Komnas Perempuan Desak Integrasi Perspektif Gender dalam Penanganan Pelanggaran HAM Berat Masa Lalu
Komisi Nasional Anti-Kekerasan Terhadap Perempuan (Komnas Perempuan) mencatat adanya 3.442 kasus kekerasan berbasis gender
Penulis: Ashri Fadilla
Editor: Wahyu Aji
Laporan Wartawan Tribunnews.com, Ashri Fadilla
TRIBUNNEWS.COM, JAKARTA - Komisi Nasional Anti-Kekerasan Terhadap Perempuan (Komnas Perempuan) mencatat adanya 3.442 kasus kekerasan berbasis gender yang dilaporkan sepanjang tahun 2022.
Pelaporan itu mencakup kekerasan terakait konflik SDA, intoleransi, kriminalisasi, dan penyelesaian tertunda pelanggaran HAM masa lalu.
Khusus yang terait pelanggaran HAM, Komnas Perempuan melihat hal itu terjadi di ranah personal, komunitas, dan negara yang terjadi pada situasi konflik, mulai dari fisik, psikis, sampai seksual.
"Dan terjadi langsung saat mencari keluarga yang hilang," ujar Komisioner Komnas Perempuan, Theresia Iswarini dalam acara MoU Komnas Perempuan dan KKR Aceh tentang Perlindungan dan Pemulihan bagi Perempuan Korban Pelanggaran HAM pada Masa Konflik Bersenjata di Aceh dalam Proses Pengungkapan Kebenaran dan Rekonsiliasi pada Kamis (9/3/2023).
Kemudian perempuan juga cenderung mengalami diskriminasi karena identitas berlapis yang memungkinkan akses berbeda pada bantuan, seperti soal usia, status perkawinan, asal daerah, suku, agama, dan lain sebagainya.
"Situasi perempuan pada konflik itu juga sebenarnya dapat berakibat pada pemiskinan, kehilangan akses dan sumber kehidupan, tidak dapat kembali ke daerah asal, kehilangan informasi terkait keluarga yg hilang, dan disabilitas pekerja," kata Theresia.
Mengingat dampak-dampak tersebut, Komnas Perempuan mendesak agar negara segera mengintegrasikan perspektif gender dalam penanganan pelanggaran HAM masa lalu.
"Negara penting mengakui adanya kekerasan berbasis gender, termasuk kekerasan seksual dalam konflik masa lalu," ujarnya
Selain itu, negara juga perlu mengakui jenis-jenis kerugian tertentu bagi korban.
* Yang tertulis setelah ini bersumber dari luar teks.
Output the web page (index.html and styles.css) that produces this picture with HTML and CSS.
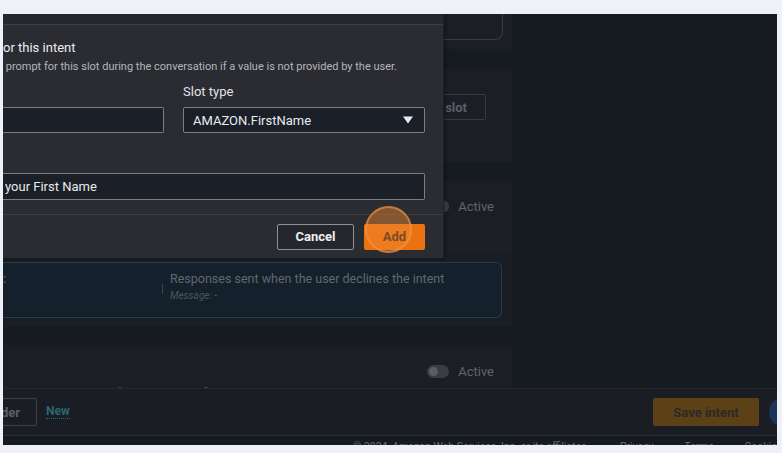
FILE: index.html
```html
<!DOCTYPE html>
<html lang="en">
<head>
<meta charset="utf-8">
<title>Add slot</title>
<link rel="stylesheet" href="styles.css">
</head>
<body>
<div class="frame">
  <div class="content">
    <section class="panel p1"><div class="box1"></div></section>
    <section class="panel p2"><button class="btn-ghost">Add slot</button></section>
    <section class="panel p3">
      <div class="row-active"><span class="toggle"><span class="knob"></span></span><span class="active-label">Active</span></div>
      <div class="p3-lower">
        <div class="resp-box">
          <div class="resp-left">:</div>
          <div class="resp-divider"></div>
          <div class="resp-right">
            <div class="resp-title">Responses sent when the user declines the intent</div>
            <div class="resp-msg">Message: -</div>
          </div>
        </div>
      </div>
    </section>
    <section class="panel p4">
      <div class="row-active"><span class="toggle"><span class="knob"></span></span><span class="active-label">Active</span></div>
      <p class="faint">Use a message of the intent to confirm with the user, or to close the conversation.</p>
    </section>
  </div>

  <div class="footerbar">
    <div class="footer-left">
      <button class="btn-outline">Visual builder</button>
      <span class="new-link">New</span>
    </div>
    <div class="footer-right">
      <button class="btn-save">Save intent</button>
      <span class="help-dot"></span>
    </div>
  </div>
  <div class="legal">© 2024, Amazon Web Services, Inc. or its affiliates. <span>Privacy</span> <span>Terms</span> <span>Cookie preferences</span></div>

  <div class="modal">
    <div class="modal-head"></div>
    <div class="modal-body">
      <h2 class="m-title">or this intent</h2>
      <p class="m-desc">&nbsp;prompt for this slot during the conversation if a value is not provided by the user.</p>
      <div class="m-grid">
        <div class="field">
          <label class="f-label">&nbsp;</label>
          <div class="input"></div>
        </div>
        <div class="field">
          <label class="f-label">Slot type</label>
          <div class="input select">
            <span>AMAZON.FirstName</span>
            <svg class="caret" width="10" height="8" viewBox="0 0 10 8"><path d="M0 0.5 H10 L5 7.5 Z" fill="#e9ebed"/></svg>
          </div>
        </div>
      </div>
      <div class="field wide">
        <div class="input"><span>your First Name</span></div>
      </div>
    </div>
    <div class="modal-foot">
      <button class="btn-cancel">Cancel</button>
      <button class="btn-add">Add</button>
      <span class="click-ring"></span>
    </div>
  </div>
</div>
</body>
</html>
```
FILE: styles.css
```css
* { box-sizing: border-box; }
html, body { margin: 0; padding: 0; }
body {
  background: #eef2f8;
  font-family: Roboto, "Noto Sans", "Liberation Sans", sans-serif;
  width: 782px;
  height: 453px;
  overflow: hidden;
}
button { font-family: inherit; }

.frame {
  position: relative;
  margin: 14px 0 0 3px;
  width: 774px;
  height: 431px;
  background: #161a21;
  overflow: hidden;
}

/* background page */
.content {
  width: 509px;
  display: flex;
  flex-direction: column;
  gap: 19px;
}
.panel { background: #1b1e25; }
.p1 { height: 35px; padding: 0 9px 0 0; }
.box1 {
  height: 26px;
  border: 1px solid #383c44;
  border-top: none;
  border-radius: 0 0 8px 8px;
}
.p2 {
  height: 94px;
  padding: 26px 26px 0 0;
  display: flex;
  justify-content: flex-end;
  align-items: flex-start;
}
.btn-ghost {
  height: 26px;
  padding: 0 18px 0 17px;
  background: transparent;
  border: 1px solid #363a42;
  border-radius: 2px;
  color: #5a5f67;
  font-weight: 700;
  font-size: 13px;
}
.p3 { height: 145px; display: flex; flex-direction: column; }
.row-active {
  display: flex;
  align-items: center;
  justify-content: flex-end;
  gap: 9px;
  padding-right: 18px;
  height: 50px;
  flex: none;
}
.toggle {
  width: 22px;
  height: 13px;
  border-radius: 7px;
  background: #3a3d43;
  position: relative;
  display: inline-block;
}
.knob {
  position: absolute;
  left: 2px; top: 2px;
  width: 9px; height: 9px;
  border-radius: 50%;
  background: #5a5d63;
}
.active-label { color: #60656c; font-size: 13px; }
.p3-lower {
  flex: 1;
  margin-top: 18px;
  border-top: 1px solid #20242b;
  background: #1a1d23;
  padding: 12px 10px 0 0;
}
.resp-box {
  height: 56px;
  background: #14202c;
  border: 1px solid #2a3a4a;
  border-left: none;
  border-radius: 0 6px 6px 0;
  display: flex;
  align-items: flex-start;
}
.resp-left {
  width: 159px;
  color: #6b7178;
  font-size: 13px;
  padding-top: 8px;
}
.resp-divider {
  width: 1px;
  height: 10px;
  margin-top: 21px;
  background: #3a4652;
}
.resp-right { padding: 8px 0 0 7px; }
.resp-title {
  color: #62686f;
  font-size: 12.5px;
  line-height: 16px;
}
.resp-msg {
  color: #4e545b;
  font-size: 10px;
  line-height: 12px;
  font-style: italic;
  margin-top: 3px;
}
.p4 { height: 90px; }
.p4 .row-active { height: 53px; }
.faint {
  margin: -12px 0 0 30px;
  color: #4c5158;
  font-size: 11px;
  line-height: 14px;
}

/* sticky footer */
.footerbar {
  position: absolute;
  left: 0; right: 0;
  top: 374px;
  height: 48px;
  background: #1a1d23;
  border-top: 1px solid #23272e;
  border-bottom: 1px solid #2a2e35;
  display: flex;
  justify-content: space-between;
  align-items: center;
}
.footer-left { display: flex; align-items: center; gap: 9px; margin-left: -80px; }
.btn-outline {
  height: 28px;
  padding: 0 16px;
  background: transparent;
  border: 1px solid #3b3f46;
  border-radius: 2px;
  color: #5b6067;
  font-weight: 700;
  font-size: 13px;
}
.new-link {
  color: #2c6672;
  font-size: 12px;
  font-weight: 700;
  border-bottom: 1px dotted #2c6672;
  line-height: 13px;
}
.footer-right { display: flex; align-items: center; gap: 10px; margin-right: -22px; }
.btn-save {
  width: 106px;
  height: 28px;
  background: #5c4016;
  border: none;
  border-radius: 2px;
  color: #2b2a27;
  font-weight: 700;
  font-size: 13px;
}
.help-dot {
  width: 30px; height: 30px;
  border-radius: 50%;
  background: #1c3459;
}
.legal {
  position: absolute;
  left: 350px;
  top: 426px;
  color: #6a6f77;
  font-size: 10.5px;
  line-height: 14px;
  white-space: nowrap;
}
.legal span { margin-left: 28px; }

/* modal */
.modal {
  position: absolute;
  left: 0; top: 0;
  width: 440px;
  height: 244px;
  background: #2a2c31;
  box-shadow: 1px 0 0 #1f2126, 2px 0 4px rgba(0,0,0,0.4);
  display: flex;
  flex-direction: column;
}
.modal-head {
  height: 11px;
  background: #25272c;
  border-bottom: 1px solid #3b3e44;
}
.modal-body { padding: 0 18px 0 0; flex: 1; border-bottom: 1px solid #3a3d43; }
.m-title {
  margin: 15px 0 0;
  font-size: 13px;
  line-height: 16px;
  font-weight: 400;
  color: #eceef0;
}
.m-desc {
  margin: 4px 0 0;
  font-size: 11px;
  line-height: 14px;
  color: #b2b6bc;
  white-space: nowrap;
}
.m-grid {
  display: grid;
  grid-template-columns: 161px 242px;
  column-gap: 19px;
  margin-top: 10px;
}
.f-label {
  display: block;
  font-size: 13px;
  line-height: 16px;
  font-weight: 400;
  color: #e1e3e6;
  margin-bottom: 7px;
}
.input {
  height: 26px;
  background: #1b1f27;
  border: 1px solid #7a7f87;
  border-radius: 2px;
  display: flex;
  align-items: center;
  color: #e9ebed;
  font-size: 13px;
}
.field:first-child .input { border-left: none; border-radius: 0 2px 2px 0; }
.select { padding: 0 11px 0 9px; justify-content: space-between; }
.wide { margin-top: 40px; }
.wide .input { height: 27px; border-left: none; padding-left: 2px; border-radius: 0 2px 2px 0; }
.modal-foot {
  height: 43px;
  display: flex;
  justify-content: flex-end;
  align-items: center;
  gap: 10px;
  padding-right: 18px;
  position: relative;
}
.btn-cancel {
  width: 77px;
  height: 26px;
  background: #25272c;
  border: 1px solid #8e9299;
  border-radius: 2px;
  color: #eceef0;
  font-weight: 700;
  font-size: 13px;
}
.btn-add {
  width: 61px;
  height: 26px;
  background: #ec7211;
  border: none;
  border-radius: 2px;
  color: #16191f;
  font-weight: 700;
  font-size: 13px;
}
.click-ring {
  position: absolute;
  left: 362px;
  top: -9px;
  width: 47px;
  height: 47px;
  border-radius: 50%;
  background: rgba(240, 135, 50, 0.45);
  border: 2px solid rgba(245, 150, 70, 0.6);
}
```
Termasuk di antaranya kerusakan psikologis dan stigma sosial, "Serta gangguan kehidupan pada korban dan keluarga."
Sebelumnya, Presiden Joko Widodo secara resmi terjadinya berbagai peristiwa pelanggaran HAM berat masa lalu.
Jokowi mengakui adanya pelanggaran HAM setelah menerima laporan akhir Tim Pelaksana Penyelesaian Non-Yudisial Pelanggaran Hak Asasi Manusia yang Berat Masa Lalu (PPHAM) di Istana Kepresidenan, Jakarta, Rabu, (11/1/2023).
“Saya telah membaca dengan seksama laporan dari Tim Pelaksana Penyelesaian Non-Yudisial Pelanggaran Hak Asasi Manusia yang Berat yang dibentuk berdasarkan keputusan Presiden Nomor 17 Tahun 2022,” katanya.
“Dengan pikiran yang jernih dan hati yang tulus saya sebagai kepala negara Republik Indonesia mengakui bahwa pelanggaran hak asasi manusia yang berat memang terjadi di berbagai peristiwa,” katanya.
Dia pun sangat menyesalkan terjadinya peristiwa pelanggaran HAM yang berat tersebut.
Baca juga: Catatan Komnas Perempuan Satu Tahun Terakhir, 72 Perempuan Disabilitas Alami Kekerasan
Peristiwa yang diakui sebagai pelanggaran HAM Berat diantaranya yakni:
1) Peristiwa 1965-1966,
2) Peristiwa Penembakan Misterius 1982-1985,
3) Peristiwa Talangsari, Lampung 1989,
4) Peristiwa Rumoh Geudong dan Pos Sattis, Aceh 1989,
5) Peristiwa Penghilangan Orang Secara Paksa 1997-1998,
6) Peristiwa Kerusuhan Mei 1998,
7) Peristiwa Trisakti dan Semanggi I - II 1998-1999,
8) Peristiwa Pembunuhan Dukun Santet 1998-1999,
9) Peristiwa Simpang KKA, Aceh 1999,
10) Peristiwa Wasior, Papua 2001-2002,
11) Peristiwa Wamena, Papua 2003, dan
12) Peristiwa Jambo Keupok, Aceh 2003.